Del análisis del mal en la Europa del siglo XX transita el autor en varias ocasiones al del mal en nuestra sociedad, la catástrofe del terrorismo, encima comprendido o consentido por tantos. Ante él abandona cualquier tono dubitativo o ambiguo: “Esta historia hedionda (la de la indiferencia y el desprecio ante el sufrimiento provocado por el terrorismo nacionalista vasco), esta realidad que no quisimos ver, esto que clama desde entonces es, quizás, el acontecimiento central de todos estos años.” El libro contiene páginas emocionantes por ejemplo sobre el sufrimiento de la familia Ulayar, que, además del asesinato del padre en 1979, debe padecer el silencio cobarde o cómplice de tanta gente y durante tantos años, y el ignominioso enaltecimiento del asesino, hijo predilecto del pueblo.
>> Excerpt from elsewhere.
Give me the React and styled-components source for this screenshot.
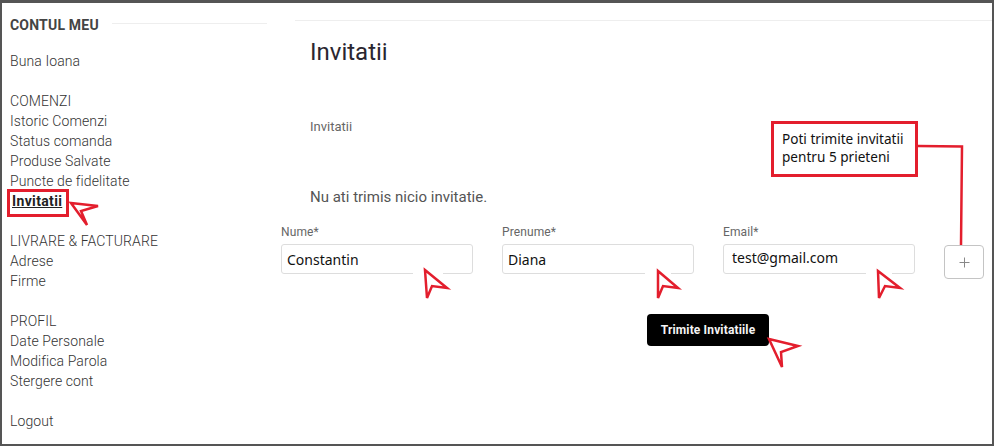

Hay más, mucho más en este diario. Pero creo que debo parar. Me da pena no haber dicho nada sobre la relación del autor con el psicoanálisis y los grupos de lectura en el habla, o sobre lo que les cuenta en el congreso de Buenos Aires, o sobre la ironía como rasgo frecuente de su estilo, o sobre... En fin, si con lo que he apuntado consigo animar a alguien a darse un buen paseo por este admirable libro, me doy por satisfecho. Y espero que no se enfaden conmigo más, por pelma, esos dos de lo que hablé al principio.

4 comentarios:

Anónimo dijo...

Querido Ricardo,

Leo los tres blogs (mis maestros on line) a diario y me alegro de descubrir que Pedro ha escrito un libro. Sin duda será mi próxima adquisición. Te escribiré en breve para contarte más. Ahora mismo estoy en Madrid y me quedaré para cuatro años al menos. No te alarmes, tengo tiempo para escribir, bastante tiempo...

Un abrazo

Bea

José María Romera dijo...

Once seguidores, Ricardo. Once.

Anónimo dijo...

Para mí las distinción entre diario y dietario es más fácil de lo suele debatirse. Por diario yo diría que es aquello que se escribe de manera secreta y para con uno mismo, en plan desahogo. Tendríamos los de Ana Frank o los de Lev Tolstói, que se escribían sin ánimo de ser publicados. Por dietario yo entiendo esa literatura de uno mismo pero también del tiempo, las variaciones de lo cotidiano, los cambios de humor, que se escribe con una intención más o menos explícita de publicar: Trapiello, Sánchez - Ostiz, Jimenez Lozano, González Ruano...

Anónimo dijo...

Soy admiradora de los diarios de Trapiello, de su poesía, de sus libros de ensayos. Sanchez Ostiz me gusta menos.Y de la prosa de Pla que es exquisita. Aprovecho para comentar que estoy leyendo las reflexionesde Stevenson en " los mares del sur" y es delicioso leer su prosa. Me han recomendado " historia de dos ciudades de Dickens. Ah y me encantó " la segunda mujer" de Luisa Castro. Es muy buena novela. Te atrapa. Carmen.